## What you will do
Using the material below, print a verbatim copy of every line from the one containing "Clone this screenshot" through the one containing "text-[30px] leading-[34px] tracking-[1px]", inclusive, and omit the pictures.

## Dataset entries
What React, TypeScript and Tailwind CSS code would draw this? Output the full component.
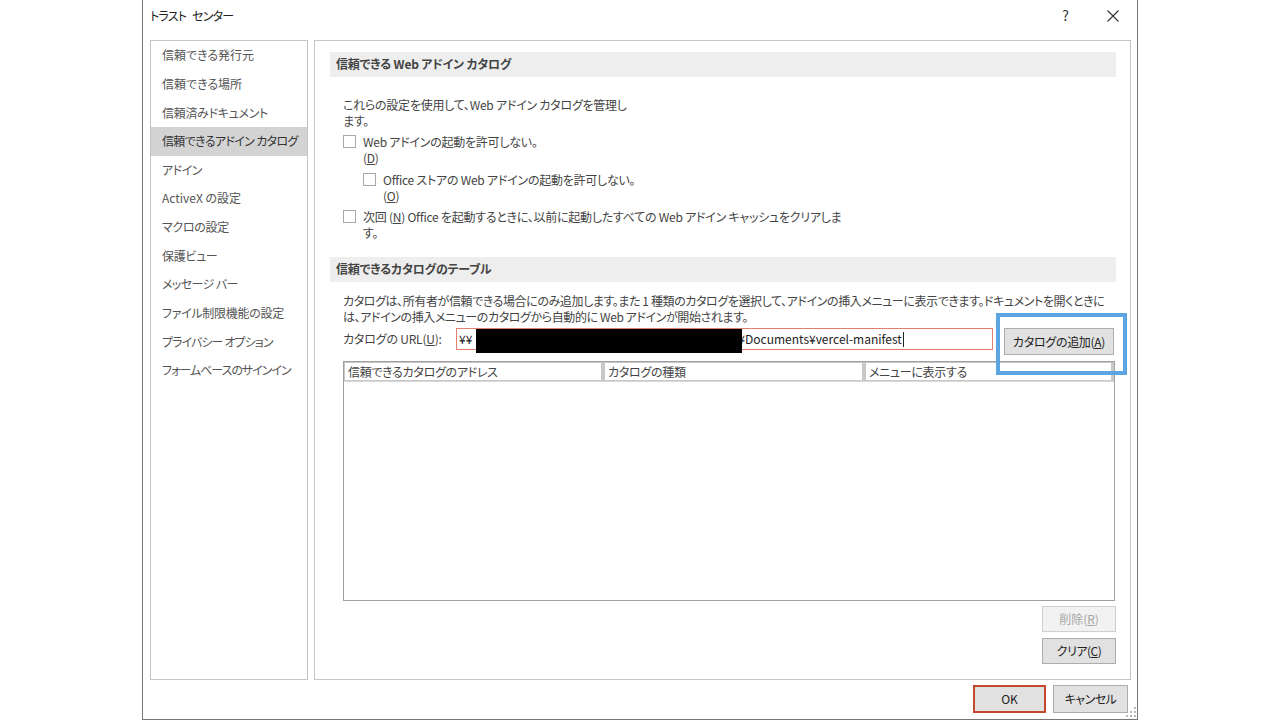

==

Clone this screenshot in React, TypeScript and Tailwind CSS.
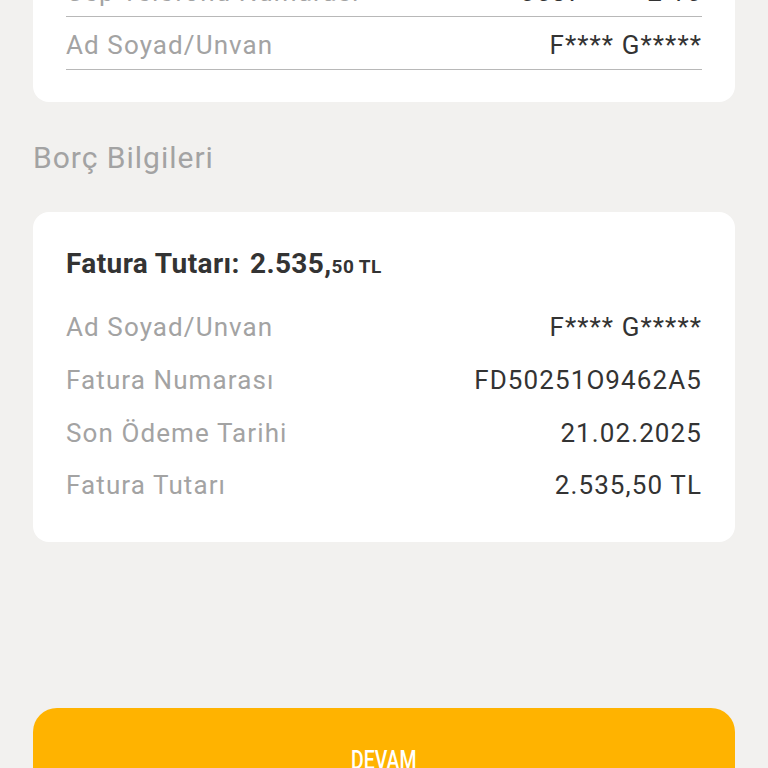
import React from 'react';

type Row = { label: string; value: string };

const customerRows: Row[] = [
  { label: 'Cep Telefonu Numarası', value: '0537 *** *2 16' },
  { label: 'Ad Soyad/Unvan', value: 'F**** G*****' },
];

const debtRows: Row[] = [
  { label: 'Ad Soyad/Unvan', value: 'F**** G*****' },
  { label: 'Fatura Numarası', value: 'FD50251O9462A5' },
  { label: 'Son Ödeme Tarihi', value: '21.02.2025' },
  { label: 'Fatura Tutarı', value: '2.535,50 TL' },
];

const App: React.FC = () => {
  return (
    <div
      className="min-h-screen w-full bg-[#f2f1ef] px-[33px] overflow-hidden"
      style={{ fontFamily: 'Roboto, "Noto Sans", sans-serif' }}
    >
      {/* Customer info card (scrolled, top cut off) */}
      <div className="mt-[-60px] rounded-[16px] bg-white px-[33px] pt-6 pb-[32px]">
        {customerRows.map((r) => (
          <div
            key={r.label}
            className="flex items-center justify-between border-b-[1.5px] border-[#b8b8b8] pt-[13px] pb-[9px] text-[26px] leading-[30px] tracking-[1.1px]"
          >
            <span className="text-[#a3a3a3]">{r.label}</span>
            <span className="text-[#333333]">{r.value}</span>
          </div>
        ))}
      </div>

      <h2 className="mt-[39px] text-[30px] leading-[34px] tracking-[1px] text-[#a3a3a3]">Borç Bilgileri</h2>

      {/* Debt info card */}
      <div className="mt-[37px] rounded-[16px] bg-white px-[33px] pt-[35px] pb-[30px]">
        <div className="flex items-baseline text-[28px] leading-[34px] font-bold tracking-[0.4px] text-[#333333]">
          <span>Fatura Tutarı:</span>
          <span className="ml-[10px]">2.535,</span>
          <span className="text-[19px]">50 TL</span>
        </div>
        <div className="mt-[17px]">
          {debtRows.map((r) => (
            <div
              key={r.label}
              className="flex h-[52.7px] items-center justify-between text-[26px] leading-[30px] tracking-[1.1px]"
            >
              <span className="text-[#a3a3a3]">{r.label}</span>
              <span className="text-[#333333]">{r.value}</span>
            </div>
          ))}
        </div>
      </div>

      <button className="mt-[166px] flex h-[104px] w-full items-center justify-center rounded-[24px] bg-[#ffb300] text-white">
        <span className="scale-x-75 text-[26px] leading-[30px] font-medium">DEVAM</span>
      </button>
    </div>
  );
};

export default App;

## Worked solution
Clone this screenshot in React, TypeScript and Tailwind CSS.
import React from 'react';

type Row = { label: string; value: string };

const customerRows: Row[] = [
  { label: 'Cep Telefonu Numarası', value: '0537 *** *2 16' },
  { label: 'Ad Soyad/Unvan', value: 'F**** G*****' },
];

const debtRows: Row[] = [
  { label: 'Ad Soyad/Unvan', value: 'F**** G*****' },
  { label: 'Fatura Numarası', value: 'FD50251O9462A5' },
  { label: 'Son Ödeme Tarihi', value: '21.02.2025' },
  { label: 'Fatura Tutarı', value: '2.535,50 TL' },
];

const App: React.FC = () => {
  return (
    <div
      className="min-h-screen w-full bg-[#f2f1ef] px-[33px] overflow-hidden"
      style={{ fontFamily: 'Roboto, "Noto Sans", sans-serif' }}
    >
      {/* Customer info card (scrolled, top cut off) */}
      <div className="mt-[-60px] rounded-[16px] bg-white px-[33px] pt-6 pb-[32px]">
        {customerRows.map((r) => (
          <div
            key={r.label}
            className="flex items-center justify-between border-b-[1.5px] border-[#b8b8b8] pt-[13px] pb-[9px] text-[26px] leading-[30px] tracking-[1.1px]"
          >
            <span className="text-[#a3a3a3]">{r.label}</span>
            <span className="text-[#333333]">{r.value}</span>
          </div>
        ))}
      </div>

      <h2 className="mt-[39px] text-[30px] leading-[34px] tracking-[1px] text-[#a3a3a3]">Borç Bilgileri</h2>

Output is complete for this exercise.